The words send a strange chill through me. Because it doesn’t sound like relief. It sounds like approval.
I study him carefully now. It’s not just the man who has been watching me in the morgue. Not just the stranger with the mask. This is the man whose crimes I have spent months studying under the cold fluorescent lights. The man whose victims lie on my tables. The man the entire department whispers about like a ghost.
My voice comes out softer this time. But steady.
“You’re him.”
His fingers pause on my waist. My fingers tremble against his shoulder as I regain my courage to say it.
“The Arbiter.”
Inside the microscopic space between our bodies, the air goes completely still. Something shifts behind his covered eyes. Nota surprise, but recognition.
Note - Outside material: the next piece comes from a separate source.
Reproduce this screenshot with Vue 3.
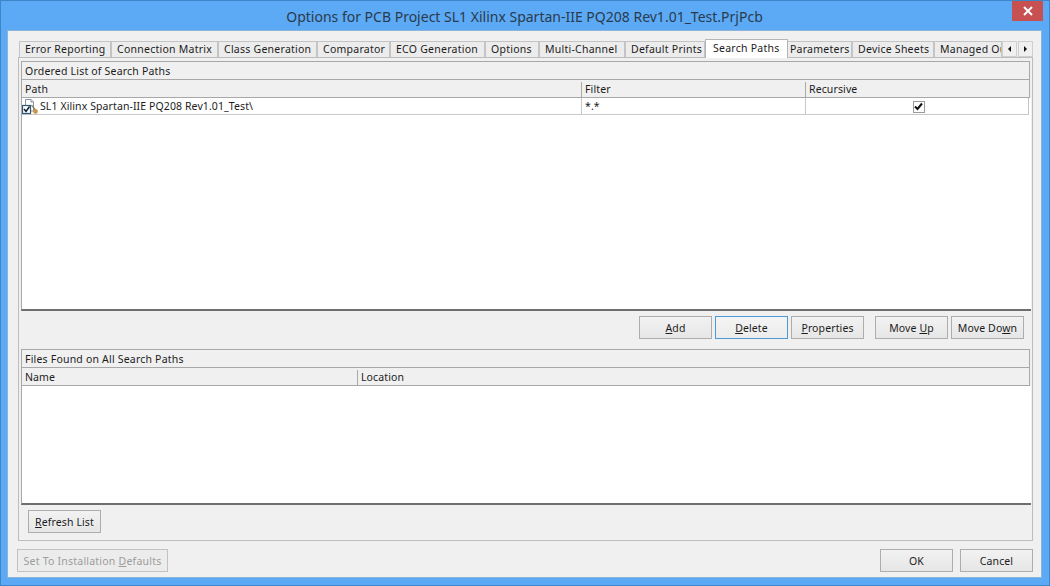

It feels like I’ve just passed a test I didn’t know I was taking. Twice already.
He pulls our bodies together as we sway with the song. Slow. Controlled. Intentional.
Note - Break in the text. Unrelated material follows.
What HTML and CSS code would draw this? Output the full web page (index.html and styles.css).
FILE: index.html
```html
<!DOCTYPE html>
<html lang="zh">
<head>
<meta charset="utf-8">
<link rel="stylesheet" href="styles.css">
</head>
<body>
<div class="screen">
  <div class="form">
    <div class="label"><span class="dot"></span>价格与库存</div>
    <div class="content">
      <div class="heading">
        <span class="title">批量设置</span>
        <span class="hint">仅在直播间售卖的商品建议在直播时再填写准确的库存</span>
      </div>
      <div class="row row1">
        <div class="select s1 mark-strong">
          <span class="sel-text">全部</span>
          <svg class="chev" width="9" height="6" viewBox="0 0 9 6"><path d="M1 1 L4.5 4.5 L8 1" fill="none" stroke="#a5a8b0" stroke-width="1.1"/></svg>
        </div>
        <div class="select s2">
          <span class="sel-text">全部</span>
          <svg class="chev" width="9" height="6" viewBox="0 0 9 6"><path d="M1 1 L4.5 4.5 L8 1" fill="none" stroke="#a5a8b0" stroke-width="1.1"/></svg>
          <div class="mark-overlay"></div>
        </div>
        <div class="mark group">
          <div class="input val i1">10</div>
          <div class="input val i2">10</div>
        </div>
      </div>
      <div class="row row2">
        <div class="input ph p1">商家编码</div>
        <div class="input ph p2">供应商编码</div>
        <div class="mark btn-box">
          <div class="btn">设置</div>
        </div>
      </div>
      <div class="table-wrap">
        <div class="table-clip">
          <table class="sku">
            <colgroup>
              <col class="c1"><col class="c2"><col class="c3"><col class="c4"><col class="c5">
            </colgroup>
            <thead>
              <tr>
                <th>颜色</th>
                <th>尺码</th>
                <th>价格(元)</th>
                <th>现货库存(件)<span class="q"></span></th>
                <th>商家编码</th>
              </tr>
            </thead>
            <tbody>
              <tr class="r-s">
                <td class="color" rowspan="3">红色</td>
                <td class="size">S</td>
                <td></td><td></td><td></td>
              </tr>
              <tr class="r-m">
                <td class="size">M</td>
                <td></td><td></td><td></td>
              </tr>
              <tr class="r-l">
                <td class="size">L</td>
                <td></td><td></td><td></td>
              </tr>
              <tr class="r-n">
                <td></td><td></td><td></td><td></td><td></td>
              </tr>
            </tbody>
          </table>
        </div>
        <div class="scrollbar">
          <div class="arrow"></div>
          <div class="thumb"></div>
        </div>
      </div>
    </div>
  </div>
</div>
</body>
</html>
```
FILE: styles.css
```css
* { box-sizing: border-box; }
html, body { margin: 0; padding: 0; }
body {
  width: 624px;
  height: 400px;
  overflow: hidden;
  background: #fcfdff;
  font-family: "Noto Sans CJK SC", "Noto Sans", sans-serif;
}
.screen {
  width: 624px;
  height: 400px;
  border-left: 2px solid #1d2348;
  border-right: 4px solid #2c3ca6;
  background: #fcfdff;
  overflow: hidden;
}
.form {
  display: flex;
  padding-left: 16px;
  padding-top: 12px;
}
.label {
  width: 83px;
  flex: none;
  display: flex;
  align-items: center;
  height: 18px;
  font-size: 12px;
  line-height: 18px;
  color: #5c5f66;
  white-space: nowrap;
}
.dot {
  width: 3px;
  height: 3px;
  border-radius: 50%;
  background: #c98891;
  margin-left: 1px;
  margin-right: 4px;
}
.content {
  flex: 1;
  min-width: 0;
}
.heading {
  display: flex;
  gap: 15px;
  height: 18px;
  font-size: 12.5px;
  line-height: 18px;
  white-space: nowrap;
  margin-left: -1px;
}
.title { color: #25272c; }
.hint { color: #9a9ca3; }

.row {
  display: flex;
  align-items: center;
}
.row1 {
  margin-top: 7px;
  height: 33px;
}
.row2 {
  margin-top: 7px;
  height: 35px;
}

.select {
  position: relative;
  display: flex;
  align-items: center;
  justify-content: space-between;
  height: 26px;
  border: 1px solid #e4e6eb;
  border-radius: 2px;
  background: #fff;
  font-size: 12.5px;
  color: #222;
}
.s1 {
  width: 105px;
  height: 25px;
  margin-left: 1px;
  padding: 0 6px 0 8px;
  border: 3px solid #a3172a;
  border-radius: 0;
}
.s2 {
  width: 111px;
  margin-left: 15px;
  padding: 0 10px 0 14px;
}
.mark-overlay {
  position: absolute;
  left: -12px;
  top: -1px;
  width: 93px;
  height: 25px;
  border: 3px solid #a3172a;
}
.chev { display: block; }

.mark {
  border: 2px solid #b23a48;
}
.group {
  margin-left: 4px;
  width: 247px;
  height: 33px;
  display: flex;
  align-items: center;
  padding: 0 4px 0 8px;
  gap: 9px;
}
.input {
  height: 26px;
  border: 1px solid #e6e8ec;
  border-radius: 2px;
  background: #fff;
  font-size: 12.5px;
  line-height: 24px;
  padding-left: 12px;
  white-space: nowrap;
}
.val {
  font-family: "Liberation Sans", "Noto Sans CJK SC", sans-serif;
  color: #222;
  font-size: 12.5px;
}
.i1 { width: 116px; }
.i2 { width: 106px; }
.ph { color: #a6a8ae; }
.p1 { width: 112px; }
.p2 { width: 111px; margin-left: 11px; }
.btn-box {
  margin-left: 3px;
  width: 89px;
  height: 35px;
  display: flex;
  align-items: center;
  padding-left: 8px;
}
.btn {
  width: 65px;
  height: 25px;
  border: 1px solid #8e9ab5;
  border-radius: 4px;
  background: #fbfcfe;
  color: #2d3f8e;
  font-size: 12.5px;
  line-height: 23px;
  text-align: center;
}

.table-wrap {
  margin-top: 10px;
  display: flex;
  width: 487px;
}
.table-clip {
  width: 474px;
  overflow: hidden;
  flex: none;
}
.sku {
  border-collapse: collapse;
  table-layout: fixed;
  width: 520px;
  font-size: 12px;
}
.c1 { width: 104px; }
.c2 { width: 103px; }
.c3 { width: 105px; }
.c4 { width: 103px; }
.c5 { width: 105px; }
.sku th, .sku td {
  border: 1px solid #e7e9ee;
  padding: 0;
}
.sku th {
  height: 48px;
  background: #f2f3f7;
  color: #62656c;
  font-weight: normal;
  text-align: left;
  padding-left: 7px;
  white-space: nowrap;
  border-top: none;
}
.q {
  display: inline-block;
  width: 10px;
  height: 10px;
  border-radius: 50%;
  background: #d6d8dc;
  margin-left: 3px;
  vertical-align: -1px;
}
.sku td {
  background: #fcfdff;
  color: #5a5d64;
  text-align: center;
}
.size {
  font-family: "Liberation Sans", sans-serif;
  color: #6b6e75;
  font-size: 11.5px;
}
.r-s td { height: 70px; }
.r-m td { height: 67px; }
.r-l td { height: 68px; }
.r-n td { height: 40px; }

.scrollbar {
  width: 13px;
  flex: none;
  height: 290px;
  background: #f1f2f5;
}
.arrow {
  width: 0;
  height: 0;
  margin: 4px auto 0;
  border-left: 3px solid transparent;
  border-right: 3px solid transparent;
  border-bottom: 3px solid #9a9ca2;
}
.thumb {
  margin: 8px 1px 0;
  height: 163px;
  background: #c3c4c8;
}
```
“You shouldn’t say things like that here,” he murmurs near my neck. His voice is a low vibration, so quiet that no one else could possibly hear it over the music.
“But I’m right,” I say, my voice steady despite the hammer of my heart.
His breath brushes the side of my temple, and I feel his quiet amusement before I even hear it.
“You’re very observant, Madeline.”
The way he says my name makes heat crawl to places it definitely shouldn’t. It’s not just a name to him; it’s a claim.
“But that kind of curiosity,” he continues softly.
“Usually gets people killed.”
His hand slides up, his fingers gripping the back of my neck roughly. It’s not enough to hurt. Just enough to remind me how easily he could. I don’t pull away. Instead I look straight into the dark lenses of his mask, searching for the man beneath the monster.
“My ex,” I breathe, the realization of the silence in the lounge finally hitting me.
“Where is he?”
“He won’t bother you anymore.”
His tone is serious now. Dead serious. The kind of finality that leaves no room for question.
His answer should terrify me. Maybe it does. But my body doesn’t move away. If anything, the remaining distance between us disappears completely. His hand settles against my lower back now. Obsessive. Certain.
People are dancing all around us, laughing, talking, completely unaware of who stands in the middle of their crowded dance floor. A killer. And me.
“Did you hurt him?”
Silence stretches between us. His expression is unreadable, hidden behind the mask, but I can feel the weight of his gaze. It feels like he’s memorizing every inch of my face, cataloging my reactions as if he already knows the answers to the questions I haven’t asked yet.
“You’re not denying it,” I whisper.
His head tilts, a slow, deliberate movement.
“Would it change anything if I did?”
I hesitate. Deep down, I already know the truth. I’ve seen his work. I’ve touched the clinical precision he leaves behind on my autopsy table. And somehow… standing here now… I understand something that none of the files ever captured. The control. The lethal restraint. The quiet intensity humming beneath his calm exterior.
“You followed me,” I say instead.
His thumb brushes slowly along my lower back, tracing the curve of my spine through the silk of my dress.